Located at 14715 N. Dartford Drive, in the Wandermere area of North Spokane, with U.S. 395 to the east and the Little Spokane River to the south, Commellini Estate has six locations within the venue for clients to use, including the 3,000-square-foot main building, a patio along Dartford Creek, and a covered portico.
Depending on the season, Commellini Estate employs between 14 and 24 people.
Speakeasy Supper Club has become a popular feature of Commellini Estate offerings, Seghetti-Sulpizio says. Fewer than 22 people dine at a large communal table for each reservation time. The menu changes monthly, and typically includes five or six courses.
“We’re trying to honor what Leda intended,” Seghetti-Sulpizio says. “Her menu was a limited menu, back in the day. We brought back the generational recipes.”
Leda Commellini was the force behind the original Commellini’s restaurant.
In 2014, Commellini Estate started offering frozen prepared meals. People can call or order online to reserve meals such as chicken cacciatore, eggplant parmesan, and lasagna, which they then either pick up at Commellini Estate or, in the summer, at a local farmer’s market. Prices for frozen meals range from $14 to $22, according to Commellini Estate’s website. Wine, tiramisu, and focaccia bread also are available.
Seghetti-Sulpizio says Commellini Estate has been working to grow its offsite catering business, as well.
For those who desire a hands-on experience, Commellini Estate offers both public and private cooking classes in which guests learn to create handmade pasta, ravioli, and gnocchi.
Seghetti-Sulpizio says she dreams of expanding the event complex.
“We have grand ambitions,” Seghetti-Sulpizio says. “I think the old shop would be a wonderful event space. There’s an old foundation of the building that would be fun to have dinner parties. I’d love to have the old slaughterhouse … become a shop where different artisans could have something on display.”
Seghetti-Sulpizio is the great-grandniece of Commellini Estate founders Albert Commellini and his half-sister, Leda Commellini. The family originally hails from a small town in the Tuscany region of Italy. Albert Commellini immigrated to Chicago around 1904 as an adolescent, and soon became a water boy tending to railroad workers. He followed the railroad west to Spokane, where he settled and started several businesses, including a lithography company, a lunch counter, and an importing company that served as a front for a bootleg moonshine ingredient business.
“Albert was a very colorful person,” Seghetti-Sulpizio says. “They never were able to pin anything on him, but he very much was involved.”
Transporting moonshine from Canada often brought Albert Commellini to the future site of Commellini Estate. He’d use it as a stopping point in his drive, and to hide moonshine in tunnels that still exist. Seghetti-Sulpizio says Albert Commellini decided to purchase the property in 1939 for a long-term residence, but never ended up living there.

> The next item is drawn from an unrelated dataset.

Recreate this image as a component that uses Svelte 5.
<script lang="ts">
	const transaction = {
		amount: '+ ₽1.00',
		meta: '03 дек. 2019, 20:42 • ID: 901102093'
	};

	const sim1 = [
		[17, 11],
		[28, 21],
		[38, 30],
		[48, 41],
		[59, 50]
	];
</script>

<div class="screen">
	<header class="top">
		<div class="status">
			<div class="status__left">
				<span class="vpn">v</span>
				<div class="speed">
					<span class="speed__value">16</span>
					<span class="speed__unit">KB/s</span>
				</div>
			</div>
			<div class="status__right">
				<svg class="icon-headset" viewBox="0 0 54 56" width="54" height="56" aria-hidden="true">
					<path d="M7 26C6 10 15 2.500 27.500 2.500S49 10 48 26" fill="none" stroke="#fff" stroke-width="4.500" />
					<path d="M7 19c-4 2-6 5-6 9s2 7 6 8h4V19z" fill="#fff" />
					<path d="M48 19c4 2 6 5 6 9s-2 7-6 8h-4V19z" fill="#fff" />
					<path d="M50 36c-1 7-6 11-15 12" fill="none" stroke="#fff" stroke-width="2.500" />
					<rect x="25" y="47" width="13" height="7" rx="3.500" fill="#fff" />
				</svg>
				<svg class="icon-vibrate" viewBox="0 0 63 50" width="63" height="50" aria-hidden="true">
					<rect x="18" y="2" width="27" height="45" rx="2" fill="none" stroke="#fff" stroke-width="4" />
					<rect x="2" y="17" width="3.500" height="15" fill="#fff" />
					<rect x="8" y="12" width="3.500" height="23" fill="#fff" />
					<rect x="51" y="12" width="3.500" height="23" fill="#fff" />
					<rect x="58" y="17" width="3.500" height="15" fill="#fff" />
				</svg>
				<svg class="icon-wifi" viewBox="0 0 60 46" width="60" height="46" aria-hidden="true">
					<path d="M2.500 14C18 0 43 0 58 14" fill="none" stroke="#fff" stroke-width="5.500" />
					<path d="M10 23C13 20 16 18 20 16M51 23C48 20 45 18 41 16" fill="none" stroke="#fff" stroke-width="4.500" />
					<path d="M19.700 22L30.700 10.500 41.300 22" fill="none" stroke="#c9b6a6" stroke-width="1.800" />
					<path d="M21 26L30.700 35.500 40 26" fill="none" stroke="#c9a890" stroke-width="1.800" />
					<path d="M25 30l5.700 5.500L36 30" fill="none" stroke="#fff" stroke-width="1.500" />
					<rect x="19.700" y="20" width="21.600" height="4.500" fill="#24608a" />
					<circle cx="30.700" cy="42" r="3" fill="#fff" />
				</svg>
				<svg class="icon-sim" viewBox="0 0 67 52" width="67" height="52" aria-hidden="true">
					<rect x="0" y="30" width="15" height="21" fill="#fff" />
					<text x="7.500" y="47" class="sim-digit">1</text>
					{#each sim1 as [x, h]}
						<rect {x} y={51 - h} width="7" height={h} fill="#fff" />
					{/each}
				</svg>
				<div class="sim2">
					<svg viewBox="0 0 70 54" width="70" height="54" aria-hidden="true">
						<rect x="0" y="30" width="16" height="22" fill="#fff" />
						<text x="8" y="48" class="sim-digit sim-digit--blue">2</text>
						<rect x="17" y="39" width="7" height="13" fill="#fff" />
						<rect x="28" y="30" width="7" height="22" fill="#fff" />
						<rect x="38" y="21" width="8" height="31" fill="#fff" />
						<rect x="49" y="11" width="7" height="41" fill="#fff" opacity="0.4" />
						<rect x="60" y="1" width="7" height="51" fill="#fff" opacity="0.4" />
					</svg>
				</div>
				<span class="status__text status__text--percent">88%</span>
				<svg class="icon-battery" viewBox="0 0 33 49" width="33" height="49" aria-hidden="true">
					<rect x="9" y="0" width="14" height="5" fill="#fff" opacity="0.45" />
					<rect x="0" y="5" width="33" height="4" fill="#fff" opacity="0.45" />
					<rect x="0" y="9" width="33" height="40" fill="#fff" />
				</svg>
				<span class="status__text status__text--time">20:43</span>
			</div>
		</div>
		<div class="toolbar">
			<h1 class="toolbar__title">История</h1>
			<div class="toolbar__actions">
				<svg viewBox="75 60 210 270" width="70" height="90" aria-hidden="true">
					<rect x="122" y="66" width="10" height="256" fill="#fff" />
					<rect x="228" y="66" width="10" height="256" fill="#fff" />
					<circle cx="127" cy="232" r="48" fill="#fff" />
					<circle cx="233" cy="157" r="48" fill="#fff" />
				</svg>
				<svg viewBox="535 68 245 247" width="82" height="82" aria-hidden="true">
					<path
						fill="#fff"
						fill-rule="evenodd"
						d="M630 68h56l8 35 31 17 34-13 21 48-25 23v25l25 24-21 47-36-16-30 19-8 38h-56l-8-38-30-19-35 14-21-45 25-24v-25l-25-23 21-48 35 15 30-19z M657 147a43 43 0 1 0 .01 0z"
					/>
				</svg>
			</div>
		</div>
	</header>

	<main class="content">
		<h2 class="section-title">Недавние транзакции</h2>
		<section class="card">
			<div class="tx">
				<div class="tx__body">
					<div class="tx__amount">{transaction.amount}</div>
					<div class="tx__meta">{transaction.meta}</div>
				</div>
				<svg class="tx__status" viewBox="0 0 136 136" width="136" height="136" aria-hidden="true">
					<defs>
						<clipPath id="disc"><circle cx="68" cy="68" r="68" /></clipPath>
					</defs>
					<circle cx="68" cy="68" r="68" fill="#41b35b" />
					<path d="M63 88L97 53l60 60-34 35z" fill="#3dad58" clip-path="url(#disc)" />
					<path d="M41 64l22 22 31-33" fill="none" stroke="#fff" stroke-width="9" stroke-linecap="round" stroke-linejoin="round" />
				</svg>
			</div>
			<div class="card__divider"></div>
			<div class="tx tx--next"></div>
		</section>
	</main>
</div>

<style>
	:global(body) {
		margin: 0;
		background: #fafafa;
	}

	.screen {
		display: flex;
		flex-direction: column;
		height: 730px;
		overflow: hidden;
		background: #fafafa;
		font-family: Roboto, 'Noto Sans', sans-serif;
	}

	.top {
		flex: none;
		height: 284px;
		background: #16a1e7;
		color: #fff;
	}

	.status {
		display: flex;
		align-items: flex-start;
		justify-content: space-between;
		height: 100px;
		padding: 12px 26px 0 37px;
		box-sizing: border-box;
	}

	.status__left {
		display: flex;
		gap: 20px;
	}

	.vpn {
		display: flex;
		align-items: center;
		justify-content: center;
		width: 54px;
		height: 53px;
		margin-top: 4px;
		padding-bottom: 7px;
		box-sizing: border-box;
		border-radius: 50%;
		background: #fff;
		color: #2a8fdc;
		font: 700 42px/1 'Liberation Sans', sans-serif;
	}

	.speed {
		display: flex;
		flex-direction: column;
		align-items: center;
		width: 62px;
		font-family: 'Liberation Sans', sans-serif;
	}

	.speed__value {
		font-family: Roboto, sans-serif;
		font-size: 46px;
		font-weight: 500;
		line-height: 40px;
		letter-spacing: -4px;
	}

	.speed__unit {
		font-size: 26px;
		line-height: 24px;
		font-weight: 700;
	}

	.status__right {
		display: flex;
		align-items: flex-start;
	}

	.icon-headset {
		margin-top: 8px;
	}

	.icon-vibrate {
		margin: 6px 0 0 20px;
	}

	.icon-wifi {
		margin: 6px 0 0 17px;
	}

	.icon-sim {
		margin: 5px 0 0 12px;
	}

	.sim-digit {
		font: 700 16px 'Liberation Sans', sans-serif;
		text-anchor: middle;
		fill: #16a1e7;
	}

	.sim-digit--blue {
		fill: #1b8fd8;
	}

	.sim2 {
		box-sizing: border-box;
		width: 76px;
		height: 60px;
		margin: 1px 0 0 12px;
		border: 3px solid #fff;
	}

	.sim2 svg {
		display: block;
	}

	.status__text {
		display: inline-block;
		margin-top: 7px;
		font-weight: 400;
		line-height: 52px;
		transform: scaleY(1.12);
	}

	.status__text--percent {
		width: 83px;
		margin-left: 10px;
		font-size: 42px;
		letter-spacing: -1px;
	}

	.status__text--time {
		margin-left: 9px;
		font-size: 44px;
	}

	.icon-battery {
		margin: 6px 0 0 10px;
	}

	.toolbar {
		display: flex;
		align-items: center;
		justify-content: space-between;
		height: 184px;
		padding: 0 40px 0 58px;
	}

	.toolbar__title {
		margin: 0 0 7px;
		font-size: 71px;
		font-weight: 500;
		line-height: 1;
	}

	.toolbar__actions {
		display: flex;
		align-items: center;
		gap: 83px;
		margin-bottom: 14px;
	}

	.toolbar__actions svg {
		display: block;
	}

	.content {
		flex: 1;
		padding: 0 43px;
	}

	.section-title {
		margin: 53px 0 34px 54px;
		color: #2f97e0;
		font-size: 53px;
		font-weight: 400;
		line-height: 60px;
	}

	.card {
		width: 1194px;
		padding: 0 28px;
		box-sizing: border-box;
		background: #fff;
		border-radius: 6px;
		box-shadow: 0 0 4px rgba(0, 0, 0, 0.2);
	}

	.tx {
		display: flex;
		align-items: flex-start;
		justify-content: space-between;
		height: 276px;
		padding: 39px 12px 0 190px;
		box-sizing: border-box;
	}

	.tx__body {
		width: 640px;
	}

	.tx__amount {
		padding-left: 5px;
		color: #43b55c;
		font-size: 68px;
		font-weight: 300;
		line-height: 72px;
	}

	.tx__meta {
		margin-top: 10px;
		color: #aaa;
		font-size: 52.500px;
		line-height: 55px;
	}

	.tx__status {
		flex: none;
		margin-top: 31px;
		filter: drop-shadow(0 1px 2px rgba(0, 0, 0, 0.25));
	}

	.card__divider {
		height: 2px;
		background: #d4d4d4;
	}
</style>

He sponsored the Leda Commellini’s immigration, and she worked at a lunch counter downtown. After she retired, she moved to the 300-acre former chicken ranch north of Spokane.
“But people still kept asking for her to cook,” Seghetti-Sulpizio says.

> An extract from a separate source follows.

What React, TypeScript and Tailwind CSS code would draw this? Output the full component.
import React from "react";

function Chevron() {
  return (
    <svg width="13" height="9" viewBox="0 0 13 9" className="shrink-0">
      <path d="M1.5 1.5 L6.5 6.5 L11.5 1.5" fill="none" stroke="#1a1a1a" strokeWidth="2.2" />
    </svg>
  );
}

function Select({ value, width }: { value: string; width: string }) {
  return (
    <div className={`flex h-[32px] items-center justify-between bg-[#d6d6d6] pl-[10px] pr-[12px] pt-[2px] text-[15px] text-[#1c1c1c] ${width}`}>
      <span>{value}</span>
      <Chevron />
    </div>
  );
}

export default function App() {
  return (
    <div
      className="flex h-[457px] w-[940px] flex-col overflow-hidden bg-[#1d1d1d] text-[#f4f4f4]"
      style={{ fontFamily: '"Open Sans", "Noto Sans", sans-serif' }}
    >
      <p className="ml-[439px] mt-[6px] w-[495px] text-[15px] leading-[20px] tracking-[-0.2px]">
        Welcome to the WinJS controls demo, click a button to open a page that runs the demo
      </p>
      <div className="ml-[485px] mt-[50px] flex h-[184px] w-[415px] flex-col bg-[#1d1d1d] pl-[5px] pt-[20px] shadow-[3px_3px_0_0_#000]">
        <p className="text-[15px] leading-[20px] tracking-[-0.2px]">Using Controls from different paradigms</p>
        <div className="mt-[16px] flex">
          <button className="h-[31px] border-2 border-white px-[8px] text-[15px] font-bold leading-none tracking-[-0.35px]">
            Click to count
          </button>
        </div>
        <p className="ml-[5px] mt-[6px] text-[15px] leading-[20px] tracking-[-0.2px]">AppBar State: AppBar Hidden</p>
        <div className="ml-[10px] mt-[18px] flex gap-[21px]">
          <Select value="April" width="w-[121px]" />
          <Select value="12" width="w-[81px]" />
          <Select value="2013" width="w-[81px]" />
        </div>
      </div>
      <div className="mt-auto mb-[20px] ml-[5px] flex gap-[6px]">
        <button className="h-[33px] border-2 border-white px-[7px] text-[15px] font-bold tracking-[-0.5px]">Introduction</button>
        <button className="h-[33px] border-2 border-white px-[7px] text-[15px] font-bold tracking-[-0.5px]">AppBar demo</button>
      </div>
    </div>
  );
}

Leda Commellini moved her bedroom and living room into part of the building, and used the rest for a restaurant, called Commellini’s. A former barn was converted to a dancehall with terrazzo tile floors and imported Italian chandeliers. The place became known as Commellini’s Junction. It once boasted the Guinness World Record for smallest town on one light meter.
In the 1950s, Albert Commellini invited anyone from the family who wanted to work at the restaurant to immigrate from Italy. Seghetti-Sulpizio’s grandmother, Gina Seghetti, took him up on the offer.

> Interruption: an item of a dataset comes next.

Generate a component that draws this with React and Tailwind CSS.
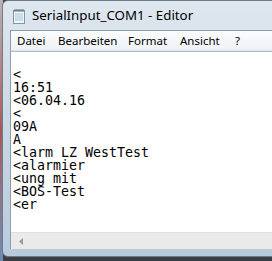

“It was meant to be a six-month stay,” Seghetti-Sulpizio says. “He kept convincing her to stay longer. She ended up going to school and getting fully educated in English.”
She had two children, Linda and Robert Seghetti, who is Desiree Seghetti-Sulpizio’s father.
Gina Seghetti and Leda Commellini worked the restaurant until Leda suffered a stroke in 1977. The family kept the property but leased the restaurant operation. In May 2009, the restaurant tenants closed Commellini’s.
“The last …. couple of years, it was not a great situation, but it was still run under the Commellini name,” Seghetti-Sulpizio says. “It was hard to watch. It that had been such a legacy.”
By then, the property had been passed down to Robert Seghetti and his wife Lauri, and Desiree Seghetti-Sulpizio was finishing a business degree at University of Washington. The three decided to do some renovations and turn the compound into an events space.”